2- Rassemblement de centaines de milliers de portraits faits maison de Mao Harbin – juin 1968

(JL) Il y a une photo intitulée « L’Assemblée générale de dix mille personnes luttent contre l’ennemi » dans un stade d’une école du comté d’Acheng en mai 1965, elle est composée de 5 négatifs rapiécés ensemble. Était-ce votre première tentative de panoramique fait à la main ? Encore cet autre panoramique à partir de trois négatifs montrant dans une même image des centaines de milliers de portraits de Mao peints par la masse populaire (juin 1968 à Harbin), quelle belle réalisation à défaut d’un vrai appareil panoramique ! Je vois l’influence visuelle de l’école soviétique et aussi les marques de votre éducation cinématographique. (Un vieux maître chinois de la photographie Lang Jingshan 1892-1995 a joué avec les montages et les superpositions, mais jamais avec ce type de montage horizontal pour composer un panorama grandiose et épique.)

(LZS) La cinématographie c’est du mouvement, principalement pousser en avant, tirer en arrière, la rotation et le travelling.
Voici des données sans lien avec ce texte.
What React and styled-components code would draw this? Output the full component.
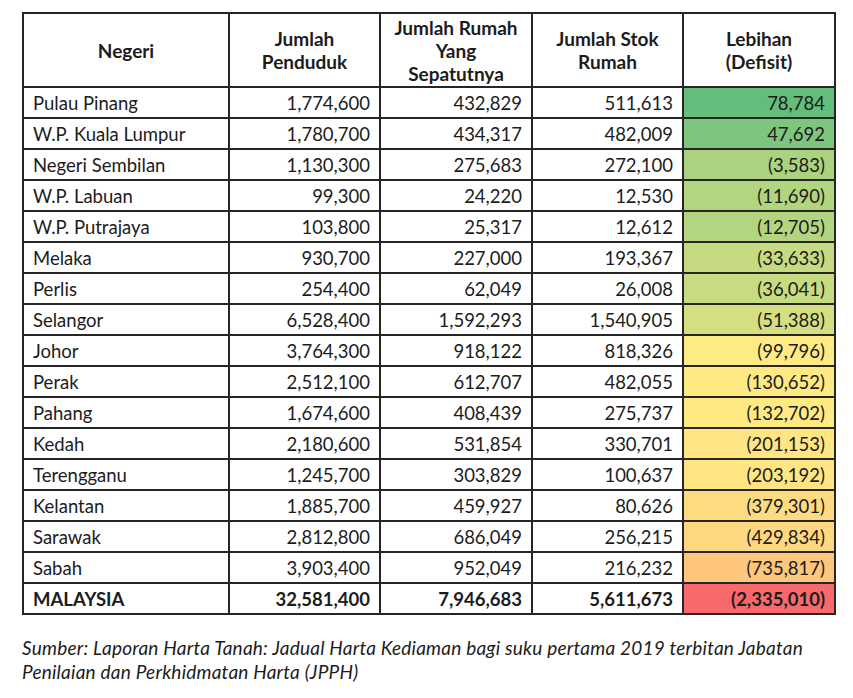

Le célèbre réalisateur russe Sergei M. Eisenstein a tourné en 1925 « Le Cuirassé Potemkine », dans ce film il y a deux séquences classiques : « les escaliers d’Odessa » et « les tueries sur le pont arrière », l’utilisation astucieuse par Eisenstein du montage et du zoom a permis de créer une impression saisissante. Au fil des années dans ma photographie, j’ai souvent emprunté la méthode du « travelling » du cinéma, pour composer de grands panoramiques à partir de rapiéçage et d’assemblage de plusieurs négatifs. Ce panoramique composé avec trois ou cinq négatifs en est un exemple. Mais j’ai fait ma première image composée quand j’ai photographié une manifestation contre l’entrée des Etats Unis dans la guerre du Vietnam. Bien que j’aie pris de nombreuses images composites, je n’ai jamais utilisé de trépied. Tous mes panoramiques ont été réalisés avec un appareil photo que je tenais à la main, j’ai simplement regardé dans le viseur de l’appareil, pour repérer une ligne imaginaire dans le ciel, et me servant de cela comme une « ligne de base », j’ai calculé mentalement de combien de négatifs il me faudrait pour former l’ensemble du panoramique. Ce sont les principes fondamentaux pour faire des photos composites avec un appareil tenu en main. D’un autre côté, dans de nombreux endroits où des évènements se produisent, il n’est pas toujours pratique de déployer un trépied, vous comprenez.

 

3- Nettoyant mes caméras au Heilongjiang Daily Mai 1966

(JL) En mai 1966, la Révolution Culturelle a été officiellement lancée, mais vous posiez ici, assis devant votre bureau, élégamment vêtu, portant une paire de belles chaussures, comme un haut cadre du parti, entrain de nettoyer vos trois appareils de photo. Votre style vestimentaire vous vaudra des critiques plus tard ?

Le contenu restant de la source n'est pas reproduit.